### PROBLEM DETAILS
Take the material below and retype it in full; pictures are left out.
----------------------------------------
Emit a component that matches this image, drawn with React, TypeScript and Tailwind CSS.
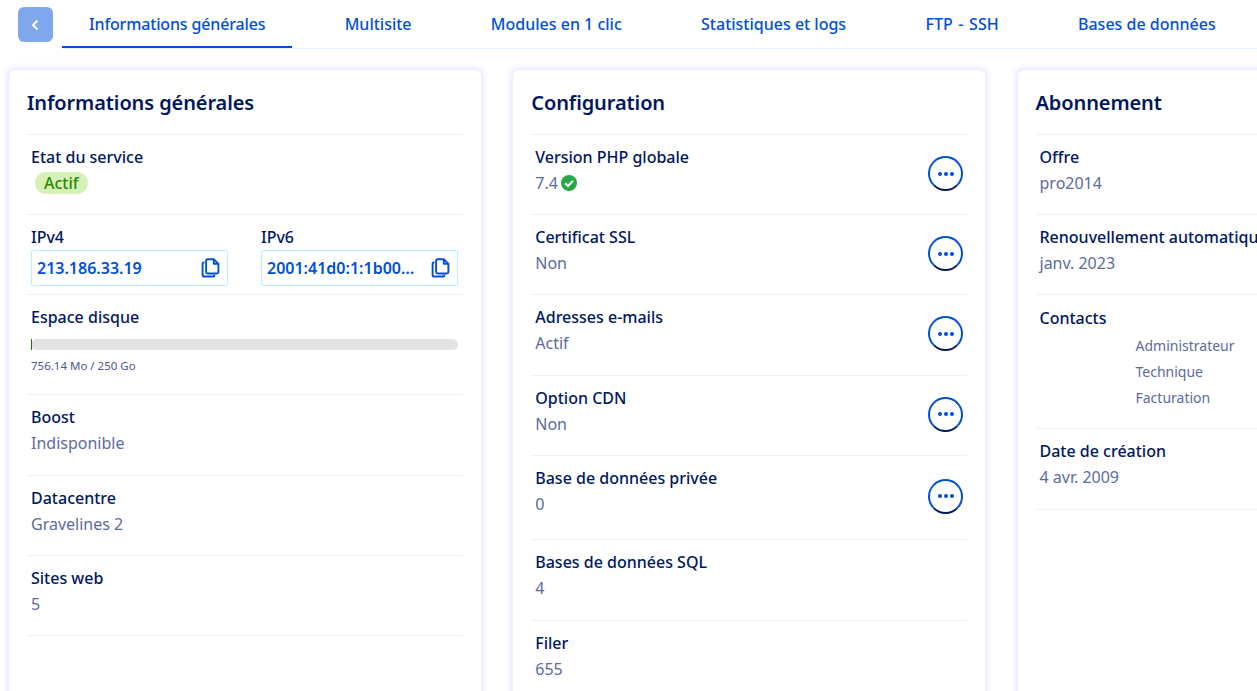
import type { ReactNode } from "react";

const tabs = [
  "Informations générales",
  "Multisite",
  "Modules en 1 clic",
  "Statistiques et logs",
  "FTP - SSH",
  "Bases de données",
];

const CopyIcon = () => (
  <svg width="20" height="20" viewBox="0 0 20 20" fill="none" stroke="#0050d7" strokeWidth="1.9" strokeLinejoin="round" className="shrink-0">
    <path d="M3.4 4.5H2.6c-.6 0-1 .4-1 1v11.4c0 .9.7 1.6 1.6 1.6h9.2c.6 0 1-.4 1-1v-.8" />
    <path d="M6.6 1.2h6.2l4.6 4.6v8.2c0 .8-.7 1.5-1.5 1.5H6.6c-.8 0-1.5-.7-1.5-1.5V2.7c0-.8.7-1.5 1.5-1.5z" />
    <path d="M12.8 1.4v4.4h4.4" />
  </svg>
);

const CheckIcon = () => (
  <svg width="16" height="16" viewBox="0 0 16 16" className="shrink-0">
    <circle cx="8" cy="8" r="8" fill="#28a745" />
    <path d="M4.2 8.2l2.8 2.7 5-5.2" fill="none" stroke="#fff" strokeWidth="2.1" />
  </svg>
);

const MoreButton = ({ low }: { low?: boolean }) => (
  <button className={`w-[35px] h-[35px] shrink-0 rounded-full border-2 border-[#0050d7] border-b-[#00185e] flex items-center justify-center gap-[2px] ${low ? "mt-[13px]" : "mt-[11px]"}`}>
    <span className="w-[4px] h-[4px] rounded-full bg-[#0050d7]" />
    <span className="w-[4px] h-[4px] rounded-full bg-[#0050d7]" />
    <span className="w-[4px] h-[4px] rounded-full bg-[#0050d7]" />
  </button>
);

const Label = ({ children }: { children: ReactNode }) => (
  <div className="text-[16px] leading-[24px] font-medium text-[#00185e]">{children}</div>
);

const Value = ({ children }: { children: ReactNode }) => (
  <div className="h-[26.2px] mt-[1px] text-[16px] leading-[26.2px] text-[#5d6a9e] flex items-center gap-[3px]">{children}</div>
);

const Row = ({ label, value, action, extra }: { label: string; value: ReactNode; action?: boolean; extra?: boolean }) => (
  <div className={`border-t border-[#eef0f4] px-[4px] pt-[10px] flex items-start justify-between ${extra ? "pb-[22.5px]" : "pb-[18px]"}`}>
    <div className="whitespace-nowrap">
      <Label>{label}</Label>
      <Value>{value}</Value>
    </div>
    {action && <MoreButton low={extra} />}
  </div>
);

const IpField = ({ label, value }: { label: string; value: string }) => (
  <div className="flex-1 min-w-0">
    <Label>{label}</Label>
    <div className="mt-[1px] h-[36px] border border-[#b8f0fa] rounded-[2px] pl-[5px] pr-[6px] flex items-center justify-between gap-[8px]">
      <span className="text-[16px] font-semibold text-[#0050d7] whitespace-nowrap">{value}</span>
      <CopyIcon />
    </div>
  </div>
);

const Card = ({ title, children }: { title: string; children: ReactNode }) => (
  <section className="w-[472px] shrink-0 h-[700px] bg-white rounded-[6px] px-[18px] shadow-[0_0_6px_2px_rgba(190,195,245,0.45)]">
    <h2 className="h-[64px] pt-[2px] flex items-center text-[20px] font-semibold tracking-[-0.1px] text-[#00185e]">{title}</h2>
    {children}
  </section>
);

export default function App() {
  return (
    <div className="w-[1257px] h-[691px] overflow-hidden bg-white font-['Noto_Sans','Lato',sans-serif]">
      <nav className="flex items-start pl-[18px] pt-[7px]">
        <button className="w-[35px] h-[35px] rounded-[6px] bg-[#7fa7ee] flex items-center justify-center shrink-0">
          <svg width="12" height="12" viewBox="0 0 12 12" fill="none" stroke="#fff" strokeWidth="2">
            <path d="M7.5 1.5L3 6l4.5 4.5" />
          </svg>
        </button>
        <div className="ml-[9px] flex-1 flex gap-[25.3px] border-b border-[#e6f2ff] whitespace-nowrap">
          {tabs.map((tab, i) => (
            <div
              key={tab}
              className={`h-[41px] px-[27px] pb-[6px] flex items-center text-[16px] font-medium text-[#0050d7] border-b-2 ${i === 0 ? "border-[#0050d7] tracking-[-0.15px]" : "border-transparent"} ${tab === "FTP - SSH" ? "[word-spacing:1.5px]" : ""}`}
            >
              {tab}
            </div>
          ))}
        </div>
      </nav>

      <main className="flex gap-[32.25px] pl-[9px] pt-[21px]">
        <Card title="Informations générales">
          <Row label="Etat du service" value={<span className="ml-[4px] px-[9px] h-[22px] rounded-full bg-[#d6f0b8] text-[#2a8a00] font-medium text-[16px] leading-[22px]">Actif</span>} />
          <div className="border-t border-[#eef0f4] pl-[4px] pr-[5px] pt-[10px] h-[80px] flex gap-[33px]">
            <IpField label="IPv4" value="213.186.33.19" />
            <IpField label="IPv6" value="2001:41d0:1:1b00…" />
          </div>
          <div className="border-t border-[#eef0f4] pl-[4px] pr-[5px] pt-[10px] h-[100.2px]">
            <Label>Espace disque</Label>
            <div className="mt-[10px] h-[11px] rounded-full bg-[#e3e3e3]">
              <div className="w-[1px] h-full bg-[#2a6a10]" />
            </div>
            <div className="mt-[8px] text-[11.5px] leading-[16px] text-[#4d5693]">756.14 Mo / 250 Go</div>
          </div>
          <Row label="Boost" value="Indisponible" />
          <Row label="Datacentre" value="Gravelines 2" />
          <Row label="Sites web" value="5" />
          <div className="border-t border-[#eef0f4]" />
        </Card>

        <Card title="Configuration">
          <Row label="Version PHP globale" value={<><span>7.4</span><CheckIcon /></>} action />
          <Row label="Certificat SSL" value="Non" action />
          <Row label="Adresses e-mails" value="Actif" action />
          <Row label="Option CDN" value="Non" action />
          <Row label="Base de données privée" value="0" action extra />
          <Row label="Bases de données SQL" value="4" />
          <Row label="Filer" value="655" />
        </Card>

        <Card title="Abonnement">
          <Row label="Offre" value="pro2014" />
          <Row label="Renouvellement automatique" value="janv. 2023" />
          <div className="border-t border-[#eef0f4] pl-[4px] pt-[11px] h-[134px]">
            <Label>Contacts</Label>
            <div className="mt-[3px] pl-[96px] text-[14px] leading-[26px] text-[#5d6a9e]">
              <div>Administrateur</div>
              <div>Technique</div>
              <div>Facturation</div>
            </div>
          </div>
          <Row label="Date de création" value="4 avr. 2009" />
          <div className="border-t border-[#eef0f4]" />
        </Card>
      </main>
    </div>
  );
}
----------------------------------------
### EXERCISE SOLUTION
Emit a component that matches this image, drawn with React, TypeScript and Tailwind CSS.
import type { ReactNode } from "react";

const tabs = [
  "Informations générales",
  "Multisite",
  "Modules en 1 clic",
  "Statistiques et logs",
  "FTP - SSH",
  "Bases de données",
];

const CopyIcon = () => (
  <svg width="20" height="20" viewBox="0 0 20 20" fill="none" stroke="#0050d7" strokeWidth="1.9" strokeLinejoin="round" className="shrink-0">
    <path d="M3.4 4.5H2.6c-.6 0-1 .4-1 1v11.4c0 .9.7 1.6 1.6 1.6h9.2c.6 0 1-.4 1-1v-.8" />
    <path d="M6.6 1.2h6.2l4.6 4.6v8.2c0 .8-.7 1.5-1.5 1.5H6.6c-.8 0-1.5-.7-1.5-1.5V2.7c0-.8.7-1.5 1.5-1.5z" />
    <path d="M12.8 1.4v4.4h4.4" />
  </svg>
);

const CheckIcon = () => (
  <svg width="16" height="16" viewBox="0 0 16 16" className="shrink-0">
    <circle cx="8" cy="8" r="8" fill="#28a745" />
    <path d="M4.2 8.2l2.8 2.7 5-5.2" fill="none" stroke="#fff" strokeWidth="2.1" />
  </svg>
);

const MoreButton = ({ low }: { low?: boolean }) => (
  <button className={`w-[35px] h-[35px] shrink-0 rounded-full border-2 border-[#0050d7] border-b-[#00185e] flex items-center justify-center gap-[2px] ${low ? "mt-[13px]" : "mt-[11px]"}`}>
    <span className="w-[4px] h-[4px] rounded-full bg-[#0050d7]" />
    <span className="w-[4px] h-[4px] rounded-full bg-[#0050d7]" />
    <span className="w-[4px] h-[4px] rounded-full bg-[#0050d7]" />
  </button>
);

const Label = ({ children }: { children: ReactNode }) => (
  <div className="text-[16px] leading-[24px] font-medium text-[#00185e]">{children}</div>
);

const Value = ({ children }: { children: ReactNode }) => (
  <div className="h-[26.2px] mt-[1px] text-[16px] leading-[26.2px] text-[#5d6a9e] flex items-center gap-[3px]">{children}</div>
);

const Row = ({ label, value, action, extra }: { label: string; value: ReactNode; action?: boolean; extra?: boolean }) => (
  <div className={`border-t border-[#eef0f4] px-[4px] pt-[10px] flex items-start justify-between ${extra ? "pb-[22.5px]" : "pb-[18px]"}`}>
    <div className="whitespace-nowrap">
      <Label>{label}</Label>
      <Value>{value}</Value>
    </div>
    {action && <MoreButton low={extra} />}
  </div>
);

const IpField = ({ label, value }: { label: string; value: string }) => (
  <div className="flex-1 min-w-0">
    <Label>{label}</Label>
    <div className="mt-[1px] h-[36px] border border-[#b8f0fa] rounded-[2px] pl-[5px] pr-[6px] flex items-center justify-between gap-[8px]">
      <span className="text-[16px] font-semibold text-[#0050d7] whitespace-nowrap">{value}</span>
      <CopyIcon />
    </div>
  </div>
);

const Card = ({ title, children }: { title: string; children: ReactNode }) => (
  <section className="w-[472px] shrink-0 h-[700px] bg-white rounded-[6px] px-[18px] shadow-[0_0_6px_2px_rgba(190,195,245,0.45)]">
    <h2 className="h-[64px] pt-[2px] flex items-center text-[20px] font-semibold tracking-[-0.1px] text-[#00185e]">{title}</h2>
    {children}
  </section>
);

export default function App() {
  return (
    <div className="w-[1257px] h-[691px] overflow-hidden bg-white font-['Noto_Sans','Lato',sans-serif]">
      <nav className="flex items-start pl-[18px] pt-[7px]">
        <button className="w-[35px] h-[35px] rounded-[6px] bg-[#7fa7ee] flex items-center justify-center shrink-0">
          <svg width="12" height="12" viewBox="0 0 12 12" fill="none" stroke="#fff" strokeWidth="2">
            <path d="M7.5 1.5L3 6l4.5 4.5" />
          </svg>
        </button>
        <div className="ml-[9px] flex-1 flex gap-[25.3px] border-b border-[#e6f2ff] whitespace-nowrap">
          {tabs.map((tab, i) => (
            <div
              key={tab}
              className={`h-[41px] px-[27px] pb-[6px] flex items-center text-[16px] font-medium text-[#0050d7] border-b-2 ${i === 0 ? "border-[#0050d7] tracking-[-0.15px]" : "border-transparent"} ${tab === "FTP - SSH" ? "[word-spacing:1.5px]" : ""}`}
            >
              {tab}
            </div>
          ))}
        </div>
      </nav>

      <main className="flex gap-[32.25px] pl-[9px] pt-[21px]">
        <Card title="Informations générales">
          <Row label="Etat du service" value={<span className="ml-[4px] px-[9px] h-[22px] rounded-full bg-[#d6f0b8] text-[#2a8a00] font-medium text-[16px] leading-[22px]">Actif</span>} />
          <div className="border-t border-[#eef0f4] pl-[4px] pr-[5px] pt-[10px] h-[80px] flex gap-[33px]">
            <IpField label="IPv4" value="213.186.33.19" />
            <IpField label="IPv6" value="2001:41d0:1:1b00…" />
          </div>
          <div className="border-t border-[#eef0f4] pl-[4px] pr-[5px] pt-[10px] h-[100.2px]">
            <Label>Espace disque</Label>
            <div className="mt-[10px] h-[11px] rounded-full bg-[#e3e3e3]">
              <div className="w-[1px] h-full bg-[#2a6a10]" />
            </div>
            <div className="mt-[8px] text-[11.5px] leading-[16px] text-[#4d5693]">756.14 Mo / 250 Go</div>
          </div>
          <Row label="Boost" value="Indisponible" />
          <Row label="Datacentre" value="Gravelines 2" />
          <Row label="Sites web" value="5" />
          <div className="border-t border-[#eef0f4]" />
        </Card>

        <Card title="Configuration">
          <Row label="Version PHP globale" value={<><span>7.4</span><CheckIcon /></>} action />
          <Row label="Certificat SSL" value="Non" action />
          <Row label="Adresses e-mails" value="Actif" action />
          <Row label="Option CDN" value="Non" action />
          <Row label="Base de données privée" value="0" action extra />
          <Row label="Bases de données SQL" value="4" />
          <Row label="Filer" value="655" />
        </Card>

        <Card title="Abonnement">
          <Row label="Offre" value="pro2014" />
          <Row label="Renouvellement automatique" value="janv. 2023" />
          <div className="border-t border-[#eef0f4] pl-[4px] pt-[11px] h-[134px]">
            <Label>Contacts</Label>
            <div className="mt-[3px] pl-[96px] text-[14px] leading-[26px] text-[#5d6a9e]">
              <div>Administrateur</div>
              <div>Technique</div>
              <div>Facturation</div>
            </div>
          </div>
          <Row label="Date de création" value="4 avr. 2009" />
          <div className="border-t border-[#eef0f4]" />
        </Card>
      </main>
    </div>
  );
}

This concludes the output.